As of February 28, 2009, $308.5 million was outstanding under the credit facility and $227.7 million of the
remaining borrowing limit was available to us. The outstanding balance included $0.9 million classified as short-
term debt, $157.6 million classified as current portion of long-term debt and $150.0 million classified as long-term
debt. We classified $157.6 million of the outstanding balance as of February 28, 2009, as current portion of long-
term debt based on our expectation that this balance will not remain outstanding for more than one year.
The weighted average interest rate on outstanding short-term and long-term debt was 3.5% in fiscal 2009, 5.9% in
fiscal 2008 and 6.4% in fiscal 2007.
We capitalize interest in connection with the construction of certain facilities. Capitalized interest totaled $1.9
million in fiscal 2009, $5.0 million in fiscal 2008 and $4.5 million in fiscal 2007.
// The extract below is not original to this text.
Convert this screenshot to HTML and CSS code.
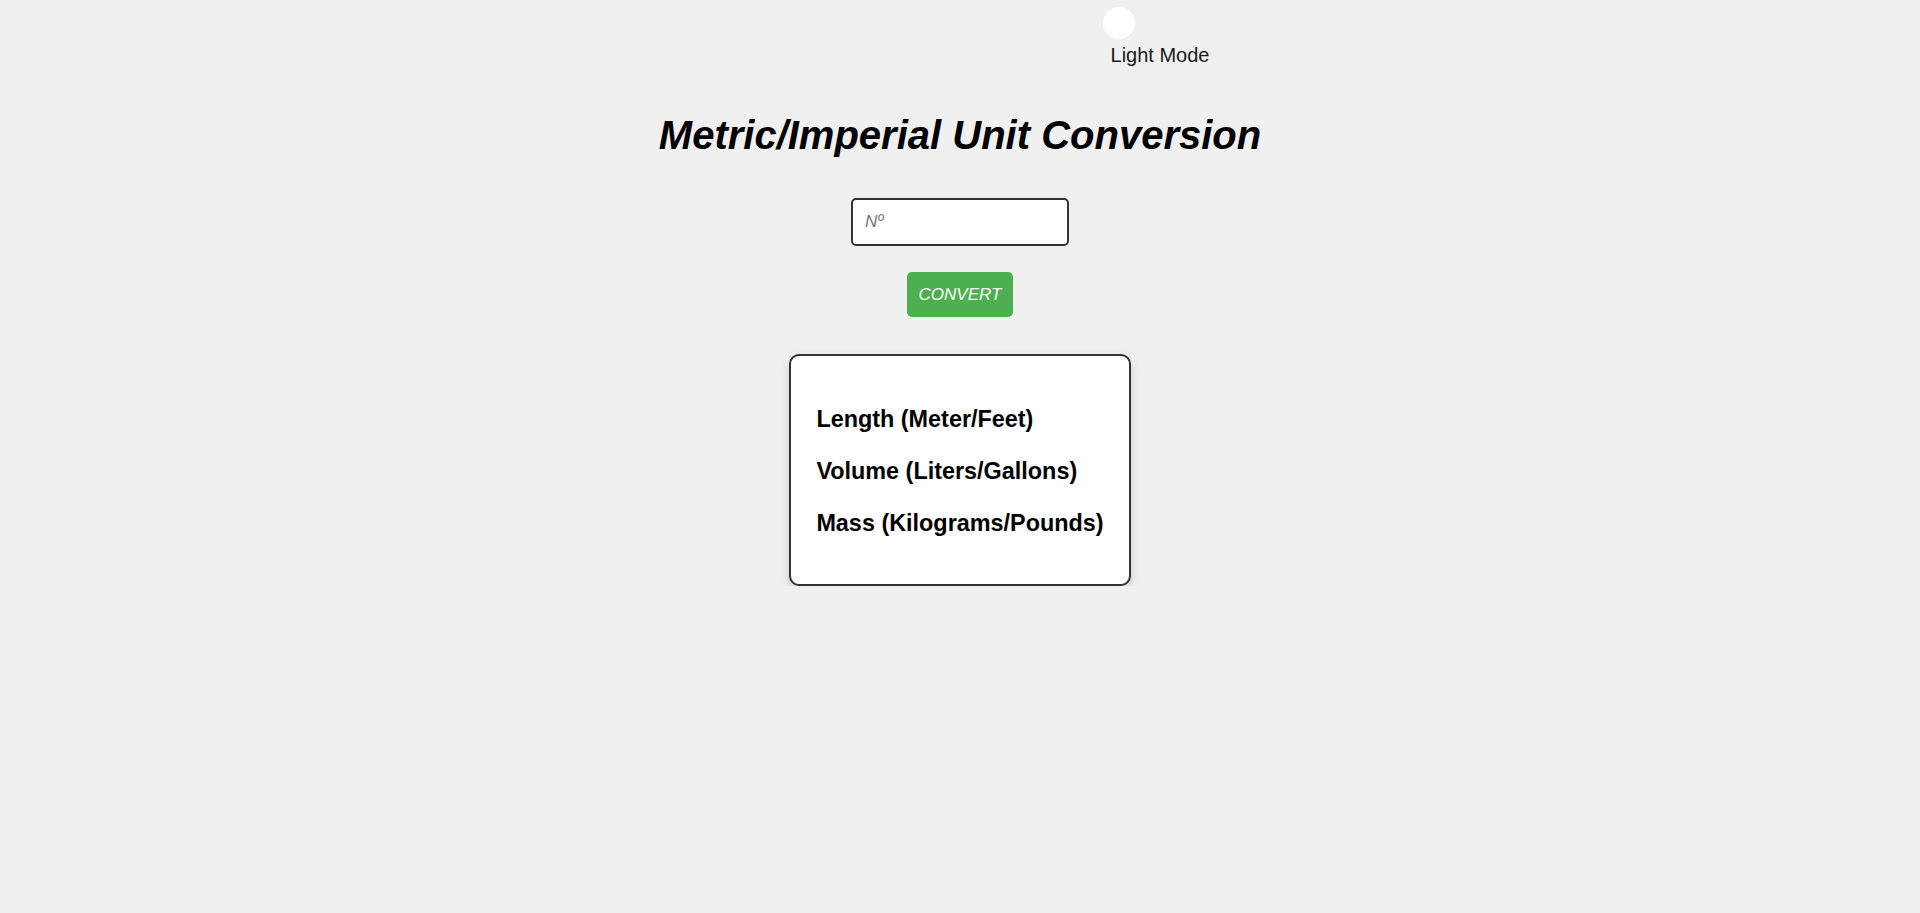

We have recorded five capital leases for store facilities. The related capital lease assets are included in property and
equipment. These leases were structured at varying interest rates with initial lease terms ranging from 15 to 20 years
with payments made monthly. The present value of future minimum lease payments totaled $28.6 million as of
February 28, 2009, and $27.6 million as of February 29, 2008.
11. STOCK AND STOCK-BASED INCENTIVE PLANS
(A) Shareholder Rights Plan and Undesignated Preferred Stock
In conjunction with our shareholder rights plan, shareholders received preferred stock purchase rights as a dividend
at the rate of one right for each share of CarMax, Inc. common stock owned. The rights are exercisable only upon
the attainment of, or the commencement of a tender offer to attain, a 15% or greater ownership interest in the
company by a person or group. When exercisable, and as adjusted for our March 2007 2-for-1 stock split, each right
would entitle the holder to buy one half of one one-thousandth of a share of Cumulative Participating Preferred
Stock, Series A, $20 par value, at an exercise price of $140 per share, subject to adjustment. A total of 120,000
shares of such preferred stock, which has preferential dividend and liquidation rights, have been authorized and
designated. No such shares are outstanding. In the event that an acquiring person or group acquires the specified
ownership percentage of CarMax, Inc. common stock (except pursuant to a cash tender offer for all outstanding
shares determined to be fair by the board of directors) or engages in certain transactions with the company after the
rights become exercisable, each right will be converted into a right to purchase, for half the current market price at
that time, shares of CarMax, Inc. common stock valued at two times the exercise price. We also have an additional
19,880,000 authorized shares of undesignated preferred stock of which no shares are outstanding.